Many couples dream about quitting work, selling possessions, and exploring the world together. Fewer think about what happens when you’re sharing buses, dorms, budgets, and decision fatigue every day for months at a time.
According to the U.S. Travel Association, travel experiences are among the most valued activities for relationship bonding and shared memories. While vacation travel differs from long-term backpacking, the underlying principle remains the same: shared experiences often strengthen emotional connections when handled well.
Why More Couples Are Choosing the Couples Backpacking Lifestyle
Long-term travel used to be associated mostly with solo backpackers, gap-year students, and career-break adventurers.
Not anymore.
Remote work opportunities, flexible careers, and affordable backpacking routes have made extended travel accessible to more couples than ever. Destinations across Southeast Asia, Eastern Europe, and Latin America now attract thousands of long-term travelers every year.
Part of the appeal is obvious. You get to share experiences with someone who understands every challenge and every victory along the way.
But there’s another reason.
Travel often strips away the distractions of normal life.
No endless meetings. No household routines. No weekly obligations. Just two people figuring things out together.
That sounds romantic—and often it is.
Yet here’s what many travel blogs won’t say: backpacking doesn’t create a strong relationship. It reveals the relationship that’s already there.
💡 Key Takeaway: Long-term backpacking doesn’t magically improve relationships. It exposes strengths, weaknesses, habits, and communication patterns much faster than everyday life.
What Happens to a Relationship When You’re Together 24/7 on the Road?
This is where things get interesting.
Most couples are used to natural separation.
Work creates space. Friends create space.

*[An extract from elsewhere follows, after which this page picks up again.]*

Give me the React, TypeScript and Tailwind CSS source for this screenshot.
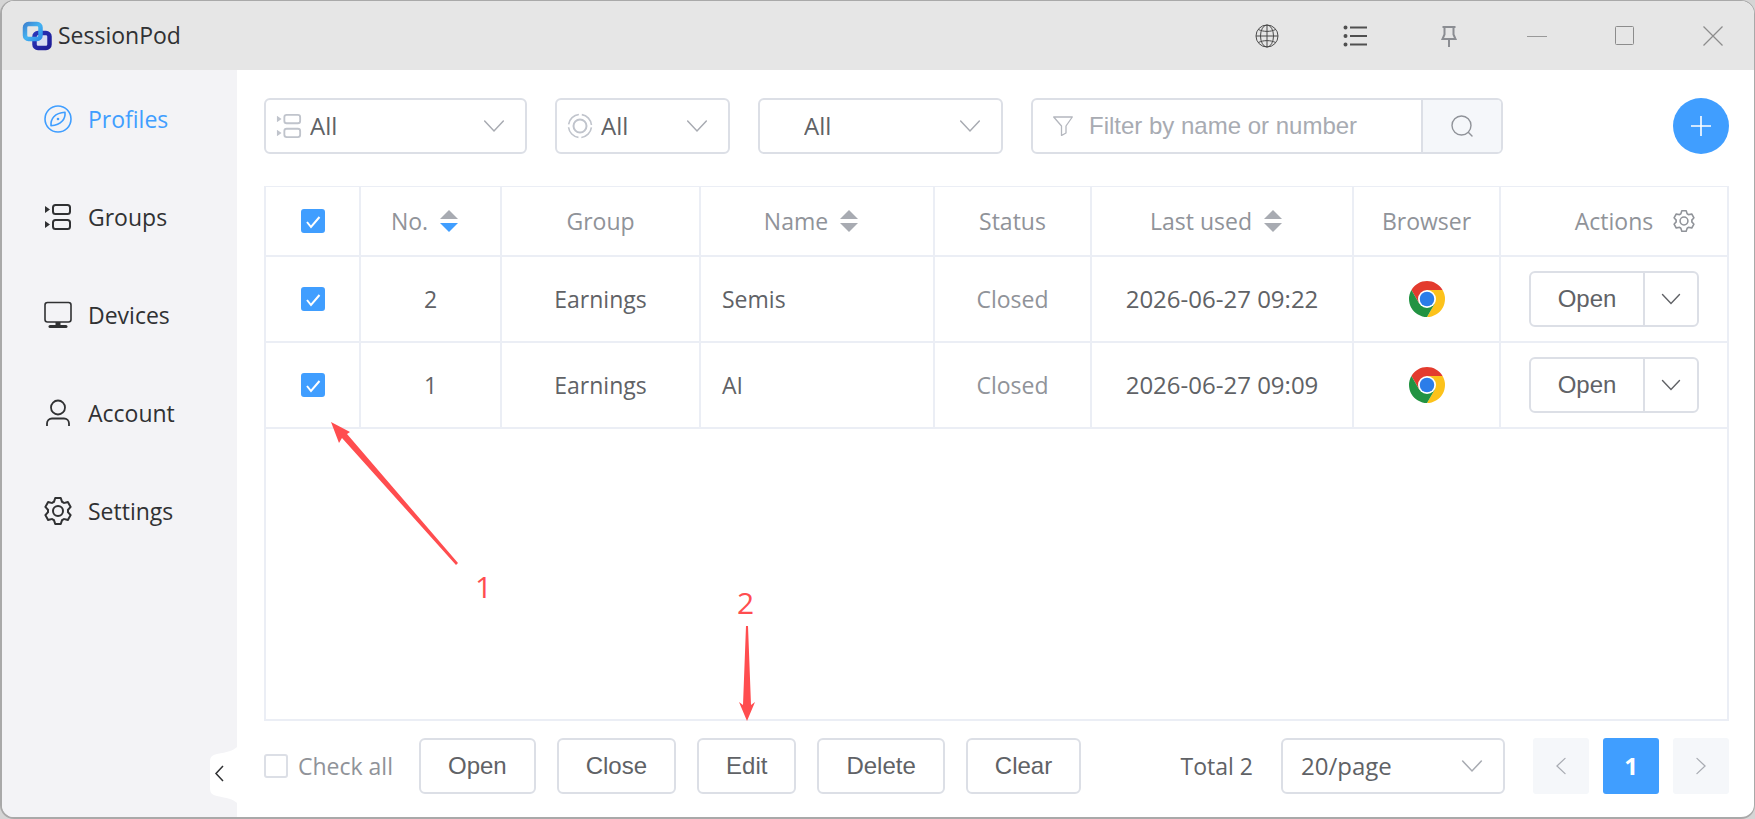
import { useState } from "react";
import type { ReactNode } from "react";

type IconProps = { className?: string };

type Profile = {
  no: number;
  group: string;
  name: string;
  status: string;
  lastUsed: string;
};

const profiles: Profile[] = [
  { no: 2, group: "Earnings", name: "Semis", status: "Closed", lastUsed: "2026-06-27 09:22" },
  { no: 1, group: "Earnings", name: "AI", status: "Closed", lastUsed: "2026-06-27 09:09" },
];

/* ── Icons ─────────────────────────────────── */
function LogoIcon() {
  return (
    <svg className="size-[30px]" viewBox="0 0 30 30" fill="none" strokeWidth="4.500" aria-hidden="true">
      <defs>
        <linearGradient id="logo-back" x1="0" y1="0" x2="1" y2="1">
          <stop offset="0" stopColor="#3f86d2" />
          <stop offset="0.500" stopColor="#45b4f2" />
          <stop offset="1" stopColor="#2f8fe8" />
        </linearGradient>
        <linearGradient id="logo-front" x1="0" y1="0" x2="1" y2="1">
          <stop offset="0" stopColor="#2a35b8" />
          <stop offset="1" stopColor="#1f1c96" />
        </linearGradient>
      </defs>
      <rect x="12.500" y="12" width="15" height="15" rx="3.500" fill="#d9dcf0" stroke="url(#logo-front)" />
      <rect x="3" y="3" width="15.500" height="15" rx="3.500" stroke="url(#logo-back)" />
    </svg>
  );
}

function CompassIcon({ className }: IconProps) {
  return (
    <svg className={className} viewBox="0 0 28 28" fill="none" stroke="currentColor" strokeWidth="1.6" aria-hidden="true">
      <circle cx="14" cy="14" r="13" />
      <path d="M21 7.2c.6 6.5-3.2 12.6-14 13.6C6.400 14 10.500 7.800 21 7.200z" strokeLinejoin="round" />
      <circle cx="14" cy="14" r="1.300" fill="currentColor" stroke="none" />
    </svg>
  );
}

function GroupsIcon({ className }: IconProps) {
  return (
    <svg className={className} viewBox="0 0 28 28" fill="none" stroke="currentColor" strokeWidth="2" aria-hidden="true">
      <rect x="9" y="2" width="17" height="9" rx="2.500" />
      <rect x="9" y="17" width="17" height="9" rx="2.500" />
      <path d="M1 3l5 3.500L1 10zM1 18l5 3.500L1 25z" fill="currentColor" stroke="none" />
    </svg>
  );
}

function DevicesIcon({ className }: IconProps) {
  return (
    <svg className={className} viewBox="0 0 28 28" fill="none" stroke="currentColor" strokeWidth="1.600" aria-hidden="true">
      <rect x="1" y="1.500" width="26" height="19.500" rx="2.500" />
      <path d="M14 21v3" strokeWidth="5" />
      <path d="M6 25.500h16" strokeWidth="3" strokeLinecap="round" />
    </svg>
  );
}

function AccountIcon({ className }: IconProps) {
  return (
    <svg className={className} viewBox="0 0 28 28" fill="none" stroke="currentColor" strokeWidth="1.800" aria-hidden="true">
      <circle cx="14" cy="8.500" r="7" />
      <path d="M3 27v-2.500a5 5 0 0 1 5-5h12a5 5 0 0 1 5 5V27" />
    </svg>
  );
}

function SettingIcon({ className }: IconProps) {
  return (
    <svg className={className} viewBox="64 64 896 896" fill="currentColor" aria-hidden="true">
      <path d="M600.704 64a32 32 0 0 1 30.464 22.208l35.200 109.376c14.784 7.232 28.928 15.360 42.432 24.512l112.384-24.192a32 32 0 0 1 34.432 15.360L944.320 364.800a32 32 0 0 1-4.032 37.504l-77.120 85.120a357.120 357.120 0 0 1 0 49.024l77.120 85.248a32 32 0 0 1 4.032 37.504l-88.704 153.600a32 32 0 0 1-34.432 15.296L708.800 803.904c-13.440 9.088-27.648 17.280-42.368 24.512l-35.264 109.376A32 32 0 0 1 600.704 960H423.296a32 32 0 0 1-30.464-22.208L357.696 828.480a351.616 351.616 0 0 1-42.560-24.640l-112.320 24.256a32 32 0 0 1-34.432-15.360L79.680 659.200a32 32 0 0 1 4.032-37.504l77.120-85.248a357.120 357.120 0 0 1 0-48.896l-77.120-85.248A32 32 0 0 1 79.680 364.800l88.704-153.600a32 32 0 0 1 34.432-15.296l112.320 24.256c13.568-9.152 27.776-17.408 42.560-24.640l35.200-109.312A32 32 0 0 1 423.232 64H600.640zm-23.424 64H446.720l-36.352 113.088-24.512 11.968a294.113 294.113 0 0 0-34.816 20.096l-22.656 15.360-116.224-25.088-65.280 113.152 79.680 88.192-1.920 27.136a293.120 293.120 0 0 0 0 40.192l1.920 27.136-79.808 88.192 65.344 113.152 116.224-25.024 22.656 15.296a294.113 294.113 0 0 0 34.816 20.096l24.512 11.968L446.720 896h130.688l36.480-113.152 24.448-11.904a288.282 288.282 0 0 0 34.752-20.096l22.592-15.296 116.288 25.024 65.280-113.152-79.744-88.192 1.920-27.136a293.120 293.120 0 0 0 0-40.256l-1.920-27.136 79.808-88.128-65.344-113.152-116.288 24.960-22.592-15.232a287.616 287.616 0 0 0-34.752-20.096l-24.448-11.904L577.344 128zM512 320a192 192 0 1 1 0 384 192 192 0 0 1 0-384zm0 64a128 128 0 1 0 0 256 128 128 0 0 0 0-256z" />
    </svg>
  );
}

function ChevronIcon({ className }: IconProps) {
  return (
    <svg className={className} viewBox="0 0 20 20" fill="none" stroke="currentColor" strokeWidth="1.400" strokeLinecap="round" aria-hidden="true">
      <path d="M1.500 5.500l8.500 9 8.500-9" />
    </svg>
  );
}

function StatusIcon() {
  return (
    <svg className="size-[26px] shrink-0 text-[#c0c4cc]" viewBox="0 0 26 26" fill="none" stroke="currentColor" aria-hidden="true">
      <circle cx="13" cy="13" r="6.500" strokeWidth="2" />
      <circle cx="13" cy="13" r="11.500" strokeWidth="1.600" strokeDasharray="15.060 3" strokeDashoffset="-1.500" />
    </svg>
  );
}

function ChromeIcon() {
  return (
    <svg className="mx-auto size-9" viewBox="0 0 48 48" role="img" aria-label="Chrome">
      <path d="M24 12h20.780A24 24 0 0 0 3.220 12L13.610 30z" fill="#e33b2e" />
      <path d="M34.390 30 24 48A24 24 0 0 0 44.780 12H24z" fill="#fcc21b" />
      <path d="M13.610 30 3.220 12A24 24 0 0 0 24 48l10.390-18z" fill="#229342" />
      <circle cx="24" cy="24" r="12" fill="#fff" />
      <circle cx="24" cy="24" r="9.700" fill="#2b7de9" />
    </svg>
  );
}

function SortIcon({ active }: { active?: boolean }) {
  return (
    <span className="flex w-[42px] justify-center">
      <svg className="h-[22px] w-[18px]" viewBox="0 0 18 22" aria-hidden="true">
        <path d="M9 0l9 9H0z" fill="#a8abb2" />
        <path d="M9 22l9-9H0z" fill={active ? "#409eff" : "#a8abb2"} />
      </svg>
    </span>
  );
}

/* ── Controls ──────────────────────────────── */
function Checkbox({
  checked,
  onChange,
  label,
}: {
  checked: boolean;
  onChange: (value: boolean) => void;
  label: string;
}) {
  return (
    <span className="grid justify-center">
      <input
        type="checkbox"
        aria-label={label}
        checked={checked}
        onChange={(e) => onChange(e.target.checked)}
        className="col-start-1 row-start-1 size-6 appearance-none rounded-[3px] border-2 border-[#dcdfe6] bg-white checked:border-[#409eff] checked:bg-[#409eff]"
      />
      <svg
        className="pointer-events-none col-start-1 row-start-1 size-6"
        viewBox="0 0 24 24"
        fill="none"
        stroke="#fff"
        strokeWidth="2"
        aria-hidden="true"
      >
        <path d="M6 13l4 5 8.500-10" />
      </svg>
    </span>
  );
}

function SelectBox({
  label,
  options,
  icon,
  className,
}: {
  label: string;
  options: string[];
  icon?: ReactNode;
  className: string;
}) {
  return (
    <div className={`flex h-14 items-center rounded-md border-2 border-[#dcdfe6] bg-white ${className}`}>
      {icon}
      <select
        aria-label={label}
        className="-mr-[22px] h-full min-w-0 flex-1 appearance-none bg-transparent text-2xl text-[#606266] outline-none"
      >
        {options.map((o) => (
          <option key={o}>{o}</option>
        ))}
      </select>
      <ChevronIcon className="pointer-events-none size-[22px] shrink-0 text-[#a8abb2]" />
    </div>
  );
}

function ActionButton({ children }: { children: ReactNode }) {
  return (
    <button
      type="button"
      className="h-14 rounded-md border-2 border-[#dcdfe6] bg-white px-[27px] font-['Liberation_Sans',sans-serif] text-2xl text-[#606266]"
    >
      {children}
    </button>
  );
}

/* ── Title bar ─────────────────────────────── */
function TitleBar() {
  return (
    <header className="flex h-[69px] shrink-0 items-center bg-[#e6e6e6] pr-[29px] pl-5">
      <LogoIcon />
      <h1 className="ml-1.5 text-[23px] text-[#303133]">SessionPod</h1>
      <div className="ml-auto flex items-center gap-16">
        <button type="button" aria-label="Language">
          <svg className="size-6 text-[#4a4a4a]" viewBox="0 0 24 24" fill="none" stroke="currentColor" strokeWidth="1" aria-hidden="true">
            <circle cx="12" cy="12" r="11" />
            <ellipse cx="12" cy="12" rx="6.500" ry="11" />
            <path d="M12 1v22M1 12h22M3.500 5.500c4.500 2.500 12.500 2.500 17 0M3.500 18.500c4.500-2.500 12.500-2.500 17 0" />
          </svg>
        </button>
        <button type="button" aria-label="Menu">
          <svg className="size-6 text-[#505050]" viewBox="0 0 24 24" fill="none" stroke="currentColor" strokeWidth="1.800" aria-hidden="true">
            <path d="M7 3.500h17M7 12h17M7 20.500h17" />
            <path d="M2.500 3.500h.01M2.500 12h.01M2.500 20.500h.01" strokeWidth="4" strokeLinecap="round" />
          </svg>
        </button>
        <button type="button" aria-label="Pin" className="ml-1.5">
          <svg className="size-6 text-[#8b8d92]" viewBox="0 0 24 24" fill="none" stroke="currentColor" strokeWidth="2" aria-hidden="true">
            <path d="M5.500 3h13M7.500 3v7.500L5.500 15h13l-2-4.500V3M12 15v8" />
          </svg>
        </button>
        <button type="button" aria-label="Minimize">
          <svg className="size-6 text-[#999]" viewBox="0 0 24 24" fill="none" stroke="currentColor" aria-hidden="true">
            <path d="M2 12.500h20" />
          </svg>
        </button>
        <button type="button" aria-label="Maximize">
          <svg className="size-6 text-[#8c8c8c]" viewBox="0 0 24 24" fill="none" stroke="currentColor" aria-hidden="true">
            <rect x="2.500" y="2.500" width="18" height="18" rx="1" />
          </svg>
        </button>
        <button type="button" aria-label="Close">
          <svg className="size-6 text-[#8c8c8c]" viewBox="0 0 24 24" fill="none" stroke="currentColor" strokeWidth="1.200" aria-hidden="true">
            <path d="M2.500 2.500l19 19M21.500 2.500l-19 19" />
          </svg>
        </button>
      </div>
    </header>
  );
}

/* ── Sidebar ───────────────────────────────── */
const navItems = [
  { label: "Profiles", Icon: CompassIcon },
  { label: "Groups", Icon: GroupsIcon },
  { label: "Devices", Icon: DevicesIcon },
  { label: "Account", Icon: AccountIcon },
  { label: "Settings", Icon: SettingIcon },
];

function Sidebar() {
  const [active, setActive] = useState("Profiles");

  return (
    <aside className="relative w-[235px] shrink-0 bg-[#f3f3f6]">
      <nav>
        {navItems.map(({ label, Icon }) => (
          <a
            key={label}
            href={`#${label.toLowerCase()}`}
            onClick={() => setActive(label)}
            aria-current={active === label ? "page" : undefined}
            className={`flex h-[98px] items-center gap-4 pl-[42px] text-[23px] ${
              active === label ? "text-[#409eff]" : "text-[#303133]"
            }`}
          >
            <Icon className="size-7 shrink-0" />
            {label}
          </a>
        ))}
      </nav>
      <button type="button" aria-label="Collapse sidebar" className="absolute right-0 bottom-3.5">
        <svg className="h-14 w-7" viewBox="0 0 28 56" fill="none" aria-hidden="true">
          <path d="M28 0C24 4 18 5 8 7C3 8 1 10 1 15V41C1 46 3 48 8 49C18 51 24 52 28 56z" fill="#fff" />
          <path d="M14 19l-7 7.500 7 7.500" stroke="#303133" strokeWidth="1.500" />
        </svg>
      </button>
    </aside>
  );
}

/* ── Filters ───────────────────────────────── */
function FilterBar() {
  return (
    <div className="flex items-center">
      <SelectBox
        label="Group"
        options={["All", "Earnings"]}
        icon={<GroupsIcon className="mr-2 size-[26px] shrink-0 text-[#c0c4cc]" />}
        className="w-[263px] pr-5 pl-2.5"
      />
      <SelectBox
        label="Status"
        options={["All", "Closed"]}
        icon={<span className="mr-2"><StatusIcon /></span>}
        className="ml-7 w-[175px] pr-5 pl-2.5"
      />
      <SelectBox label="Browser" options={["All", "Chrome"]} className="ml-7 w-[245px] pr-5 pl-11" />
      <form
        onSubmit={(e) => e.preventDefault()}
        className="ml-7 flex h-14 w-[472px] overflow-hidden rounded-md border-2 border-[#dcdfe6] font-['Liberation_Sans',sans-serif]"
      >
        <label className="flex flex-1 items-center gap-4 pl-5">
          <svg className="size-5 shrink-0 text-[#b4b7be]" viewBox="0 0 20 20" fill="none" stroke="currentColor" strokeWidth="1.300" aria-hidden="true">
            <path d="M.7 1h18.600l-6.300 9v7l-4.500 2.500V10z" strokeLinejoin="round" />
          </svg>
          <input
            type="text"
            aria-label="Filter by name or number"
            placeholder="Filter by name or number"
            className="min-w-0 flex-1 text-2xl text-[#606266] outline-none placeholder:text-[#a8abb2]"
          />
        </label>
        <button
          type="submit"
          aria-label="Search"
          className="flex w-20 items-center justify-center border-l-2 border-[#dcdfe6] bg-[#f5f7fa] text-[#909399]"
        >
          <svg className="size-[22px]" viewBox="0 0 22 22" fill="none" stroke="currentColor" strokeWidth="1.400" strokeLinecap="round" aria-hidden="true">
            <circle cx="10.500" cy="10.500" r="9.500" />
            <path d="M17.500 17.500l3.500 3.500" />
          </svg>
        </button>
      </form>
      <button
        type="button"
        aria-label="Add profile"
        className="ml-auto flex size-14 items-center justify-center rounded-full bg-[#409eff] text-white"
      >
        <svg className="size-5" viewBox="0 0 20 20" fill="none" stroke="currentColor" strokeWidth="1.600" aria-hidden="true">
          <path d="M10 0v20M0 10h20" />
        </svg>
      </button>
    </div>
  );
}

/* ── Table ─────────────────────────────────── */
function HeadCell({ children }: { children: ReactNode }) {
  return (
    <th className="h-[70px] border-r-2 border-b-2 border-[#ebeef5] p-0 font-normal last:border-r-0">
      <div className="flex items-center justify-center">{children}</div>
    </th>
  );
}

function Cell({ children, className = "" }: { children: ReactNode; className?: string }) {
  return (
    <td className={`h-[86px] border-r-2 border-b-2 border-[#ebeef5] p-0 text-center last:border-r-0 ${className}`}>
      {children}
    </td>
  );
}

function ProfileTable({
  selected,
  onSelect,
}: {
  selected: number[];
  onSelect: (next: number[]) => void;
}) {
  const toggle = (no: number, on: boolean) =>
    onSelect(on ? [...selected, no] : selected.filter((n) => n !== no));

  return (
    <div className="mt-8 flex-1 border-x-2 border-t border-b-2 border-[#ebeef5]">
      <table className="w-full table-fixed border-separate border-spacing-0 text-[23px] text-[#606266]">
        <colgroup>
          <col className="w-[95px]" />
          <col className="w-[141px]" />
          <col className="w-[199px]" />
          <col />
          <col className="w-[157px]" />
          <col className="w-[262px]" />
          <col className="w-[147px]" />
          <col className="w-[226px]" />
        </colgroup>
        <thead className="text-[#909399]">
          <tr>
            <HeadCell>
              <Checkbox
                label="Select all rows"
                checked={selected.length === profiles.length}
                onChange={(on) => onSelect(on ? profiles.map((p) => p.no) : [])}
              />
            </HeadCell>
            <HeadCell>
              No.
              <SortIcon active />
            </HeadCell>
            <HeadCell>Group</HeadCell>
            <HeadCell>
              Name
              <SortIcon />
            </HeadCell>
            <HeadCell>Status</HeadCell>
            <HeadCell>
              Last used
              <SortIcon />
            </HeadCell>
            <HeadCell>Browser</HeadCell>
            <HeadCell>
              <span className="ml-[42px]">Actions</span>
              <button type="button" aria-label="Column settings" className="ml-5">
                <SettingIcon className="size-[22px]" />
              </button>
            </HeadCell>
          </tr>
        </thead>
        <tbody>
          {profiles.map((p) => (
            <tr key={p.no}>
              <Cell>
                <Checkbox
                  label={`Select profile ${p.no}`}
                  checked={selected.includes(p.no)}
                  onChange={(on) => toggle(p.no, on)}
                />
              </Cell>
              <Cell>{p.no}</Cell>
              <Cell>{p.group}</Cell>
              <Cell className="pl-[21px] text-left">{p.name}</Cell>
              <Cell className="text-[#909399]">{p.status}</Cell>
              <Cell className="text-2xl">{p.lastUsed}</Cell>
              <Cell>
                <ChromeIcon />
              </Cell>
              <Cell>
                <div className="mx-auto flex h-14 w-[170px] rounded-md border-2 border-[#dcdfe6]">
                  <button type="button" className="flex-1 font-['Liberation_Sans',sans-serif] text-2xl">
                    Open
                  </button>
                  <button
                    type="button"
                    aria-label="More actions"
                    className="flex w-[54px] items-center justify-center border-l-2 border-[#dcdfe6]"
                  >
                    <ChevronIcon className="size-5" />
                  </button>
                </div>
              </Cell>
            </tr>
          ))}
        </tbody>
      </table>
    </div>
  );
}

/* ── Footer ────────────────────────────────── */
function FooterBar() {
  const [checkAll, setCheckAll] = useState(false);

  return (
    <div className="mt-[17px] flex items-center">
      <label className="flex items-center gap-2.5 text-[23px] text-[#909399]">
        <Checkbox label="Check all" checked={checkAll} onChange={setCheckAll} />
        Check all
      </label>
      <div className="ml-[26px] flex gap-[21px]">
        <ActionButton>Open</ActionButton>
        <ActionButton>Close</ActionButton>
        <ActionButton>Edit</ActionButton>
        <ActionButton>Delete</ActionButton>
        <ActionButton>Clear</ActionButton>
      </div>
      <span className="ml-auto text-[23px] text-[#606266]">Total 2</span>
      <SelectBox label="Page size" options={["20/page", "50/page"]} className="ml-7 w-[224px] pr-5 pl-[18px]" />
      <div className="ml-7 flex gap-3.5">
        <button type="button" aria-label="Previous page" className="flex size-14 items-center justify-center rounded-[3px] bg-[#f5f7fa] text-[#a8abb2]">
          <ChevronIcon className="size-[18px] rotate-90" />
        </button>
        <button type="button" aria-current="page" className="size-14 rounded-[3px] bg-[#409eff] text-2xl font-bold text-white">
          1
        </button>
        <button type="button" aria-label="Next page" className="flex size-14 items-center justify-center rounded-[3px] bg-[#f5f7fa] text-[#a8abb2]">
          <ChevronIcon className="size-[18px] -rotate-90" />
        </button>
      </div>
    </div>
  );
}

/* ── Step markers drawn over the window ────── */
function StepMarkers() {
  return (
    <svg className="pointer-events-none absolute top-0 left-0" width="800" height="760" fill="#ff4d4f" fontSize="30" aria-hidden="true">
      <path d="M331 422L350 432L347 434L458 563L456 565L342 438L339 443z" />
      <text x="475" y="598">1</text>
      <path d="M746 626h2l3 79 4-3-8 19-8-19 4 3z" />
      <text x="737" y="614">2</text>
    </svg>
  );
}

export default function App() {
  const [selected, setSelected] = useState<number[]>([2, 1]);

  return (
    <div className="relative h-screen bg-[#d5d5d5] font-['Open_Sans','Noto_Sans',sans-serif]">
      <div className="flex h-full flex-col overflow-hidden rounded-[14px] border-t border-r border-b-2 border-l-2 border-[#a9a9a9] bg-white">
        <TitleBar />
        <div className="flex flex-1">
          <Sidebar />
          <main className="flex min-w-0 flex-1 flex-col pt-7 pr-[25px] pb-[23px] pl-[27px]">
            <FilterBar />
            <ProfileTable selected={selected} onSelect={setSelected} />
            <FooterBar />
          </main>
        </div>
      </div>
      <StepMarkers />
    </div>
  );
}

Hobbies create space.
Long-term backpacking removes much of that.
Suddenly you’re making every decision together:
- Where to stay
- How much to spend
- Which country comes next
- What to do each day
Even small choices can become exhausting.
Think of a relationship like a hiking backpack. During normal life, you’re carrying a moderate load. During long-term travel, extra weight gets added every day. If you don’t adjust the straps and redistribute the load, discomfort turns into pain.
I’ve seen this firsthand.
While traveling through Thailand, I met a British couple who had been backpacking for eight months. They told me their biggest challenge wasn’t money or visas. It was deciding where to eat every single day.
Sounds ridiculous, right?
Until you’ve spent months making hundreds of tiny decisions together.
Decision fatigue is real.
The strongest backpacking relationships recognize it early and create systems instead of relying on endless discussions.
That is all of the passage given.